Comunque l’A. mette in evidenza un

> Futuro umano centrico basato sulla visione degli esseri umani quali attori di un cambiamento equo, consapevole, pacifico, responsabile;

> contrapposto a un Futuro tecno – utopico disumanizzante, scientifico, visione cibernetica e transumanista.

Questa contrapposizione ha avuto inizio dall’età illuministica (Condorcet, La Mettrie, Turgot)

La riflessione sul futuro è strettamente legata alla visione lineare del tempo che risale a 2500 anni fa a partire dalla cultura greca. Poi precisata nel corso della modernità (il tempo misurato) e nelle rivoluzione industriale (il tempo di fabbrica).

Questo modello rigido e prevedibile del tempo comincia a sgretolarsi con la filosofia del ‘900 e insieme  Einstein e la meccanica quantistica.

Husserl: tempo soggettivo VS tempo oggettivo (tempo esistenziale); Whitehead: tempo nella teoria del processo; Bergson: tempo come durata (flusso di coscienza).

Quel che è certo è che il Futuro, comunque lo sai intenda, ci pone di fronte alcune sfide globali.
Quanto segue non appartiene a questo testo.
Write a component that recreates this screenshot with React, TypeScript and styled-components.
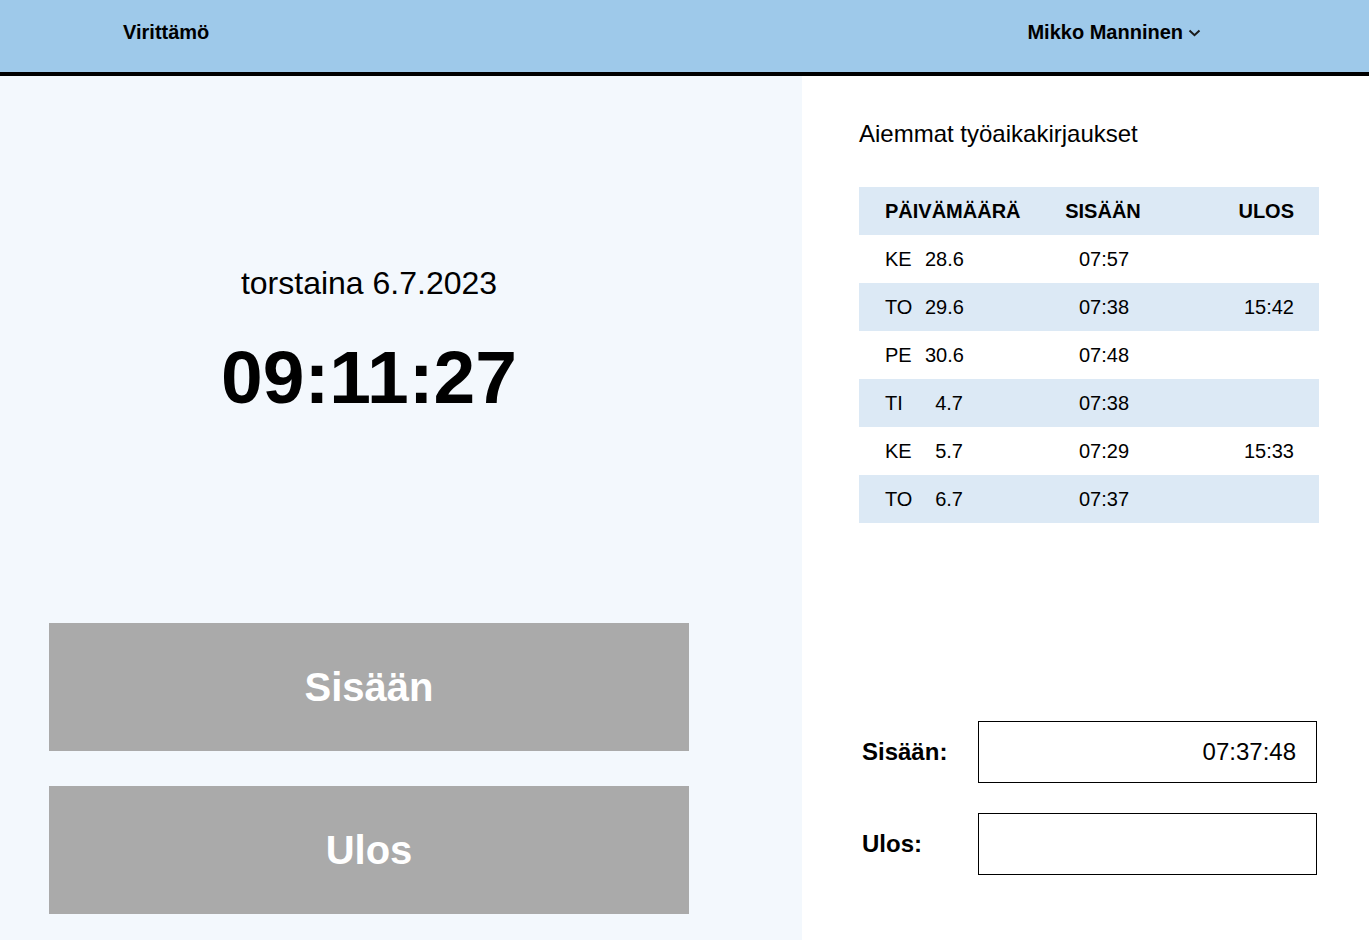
import React from "react";
import styled, { createGlobalStyle } from "styled-components";

const GlobalStyle = createGlobalStyle`
  html, body { margin: 0; padding: 0; }
  body {
    font-family: "Liberation Sans", Arial, sans-serif;
    color: #000;
    background: #fff;
  }
  #root { min-height: 100vh; display: flex; flex-direction: column; }
  * { box-sizing: border-box; }
`;

const Page = styled.div`
  display: flex;
  flex-direction: column;
  min-height: 100vh;
`;

const TopBar = styled.header`
  height: 76px;
  flex-shrink: 0;
  background: #9ec9ea;
  border-bottom: 4px solid #000;
  display: flex;
  justify-content: space-between;
  align-items: flex-start;
  padding: 21px 168px 0 123px;
`;

const Brand = styled.div`
  font-size: 20px;
  line-height: 23px;
  font-weight: 700;
`;

const UserMenu = styled.div`
  display: flex;
  align-items: center;
  gap: 5px;
  font-size: 20px;
  line-height: 23px;
  font-weight: 700;
`;

const Main = styled.main`
  flex: 1;
  display: flex;
`;

const ClockPanel = styled.section`
  width: 802px;
  flex-shrink: 0;
  background: #f3f8fd;
  display: flex;
  flex-direction: column;
  padding: 0 0 26px 49px;
`;

const ClockArea = styled.div`
  width: 640px;
  display: flex;
  flex-direction: column;
  align-items: center;
  padding-top: 189px;
`;

const DateText = styled.div`
  font-size: 32px;
  line-height: 36px;
`;

const TimeText = styled.div`
  margin-top: 34px;
  font-size: 75px;
  line-height: 84px;
  font-weight: 700;
`;

const Buttons = styled.div`
  margin-top: auto;
  width: 640px;
  display: flex;
  flex-direction: column;
  gap: 35px;
`;

const BigButton = styled.button`
  height: 128px;
  width: 100%;
  border: none;
  background: #aaaaaa;
  color: #fff;
  font-family: "Liberation Sans", Arial, sans-serif;
  font-size: 40px;
  font-weight: 700;
  cursor: pointer;
`;

const HistoryPanel = styled.section`
  flex: 1;
  background: #fff;
  display: flex;
  flex-direction: column;
  padding: 44px 50px 65px 57px;
`;

const Title = styled.h2`
  margin: 0 0 39px;
  font-size: 24px;
  line-height: 28px;
  font-weight: 400;
`;

const Table = styled.div`
  width: 460px;
  display: flex;
  flex-direction: column;
`;

const Row = styled.div<{ $shaded?: boolean; $head?: boolean }>`
  height: 48px;
  display: grid;
  grid-template-columns: 152px 134px 1fr;
  align-items: center;
  padding: 0 25px 0 26px;
  background: ${(p) => (p.$shaded ? "#dce9f5" : "#fff")};
  font-size: 20px;
  font-weight: ${(p) => (p.$head ? 700 : 400)};
`;

const Cell = styled.div<{ $align?: "left" | "center" | "right" }>`
  text-align: ${(p) => p.$align ?? "left"};
  white-space: nowrap;
`;

const HeadCell = styled(Cell)`
  margin-left: ${(p) => (p.$align === "center" ? "-2px" : "0")};
`;

const DateCell = styled.div`
  display: flex;
`;

const Day = styled.span`
  width: 40px;
`;

const DayDate = styled.span`
  width: 38px;
  text-align: right;
`;

const Form = styled.div`
  margin-top: auto;
  display: flex;
  flex-direction: column;
  gap: 30px;
`;

const FormRow = styled.div`
  display: flex;
  align-items: center;
`;

const FormLabel = styled.label`
  width: 119px;
  padding-left: 3px;
  font-size: 24px;
  font-weight: 700;
`;

const TimeBox = styled.div`
  width: 339px;
  height: 62px;
  border: 1px solid #000;
  display: flex;
  align-items: center;
  justify-content: flex-end;
  padding-right: 20px;
  font-size: 24px;
`;

const rows = [
  { day: "KE", date: "28.6", inT: "07:57", outT: "" },
  { day: "TO", date: "29.6", inT: "07:38", outT: "15:42" },
  { day: "PE", date: "30.6", inT: "07:48", outT: "" },
  { day: "TI", date: "4.7", inT: "07:38", outT: "" },
  { day: "KE", date: "5.7", inT: "07:29", outT: "15:33" },
  { day: "TO", date: "6.7", inT: "07:37", outT: "" },
];

const Chevron = () => (
  <svg width="13" height="8" viewBox="0 0 13 8" aria-hidden="true">
    <polyline
      points="1.5,1.5 6.5,6.2 11.5,1.5"
      fill="none"
      stroke="#1a1a1a"
      strokeWidth="2"
    />
  </svg>
);

export default function App() {
  return (
    <>
      <GlobalStyle />
      <Page>
        <TopBar>
          <Brand>Virittämö</Brand>
          <UserMenu>
            Mikko Manninen
            <Chevron />
          </UserMenu>
        </TopBar>
        <Main>
          <ClockPanel>
            <ClockArea>
              <DateText>torstaina 6.7.2023</DateText>
              <TimeText>09:11:27</TimeText>
            </ClockArea>
            <Buttons>
              <BigButton>Sisään</BigButton>
              <BigButton>Ulos</BigButton>
            </Buttons>
          </ClockPanel>
          <HistoryPanel>
            <Title>Aiemmat työaikakirjaukset</Title>
            <Table>
              <Row $shaded $head>
                <HeadCell>PÄIVÄMÄÄRÄ</HeadCell>
                <HeadCell $align="center">SISÄÄN</HeadCell>
                <HeadCell $align="right">ULOS</HeadCell>
              </Row>
              {rows.map((r, i) => (
                <Row key={i} $shaded={i % 2 === 1}>
                  <DateCell>
                    <Day>{r.day}</Day>
                    <DayDate>{r.date}</DayDate>
                  </DateCell>
                  <Cell $align="center">{r.inT}</Cell>
                  <Cell $align="right">{r.outT}</Cell>
                </Row>
              ))}
            </Table>
            <Form>
              <FormRow>
                <FormLabel>Sisään:</FormLabel>
                <TimeBox>07:37:48</TimeBox>
              </FormRow>
              <FormRow>
                <FormLabel>Ulos:</FormLabel>
                <TimeBox />
              </FormRow>
            </Form>
          </HistoryPanel>
        </Main>
      </Page>
    </>
  );
}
Che gli studiosi chiamano Megatrends:

- sviluppo sostenibile e inquinamento

- cambiamento climatico

- crescita della popolazione

- divario di risorse tra ricchi e poveri

- etica globale, criminalità organizzata transnazionale

- gestione dell’informazione.

La vastissima carrellata di opere associabili al dominio dei Futures Studies si conclude con una definizione molto interessante:

“I Futures Studies sono l’arte e la scienza di assumersi la responsabilità delle conseguenze a lungo termine delle nostre decisioni e delle nostre azioni di oggi.” (155).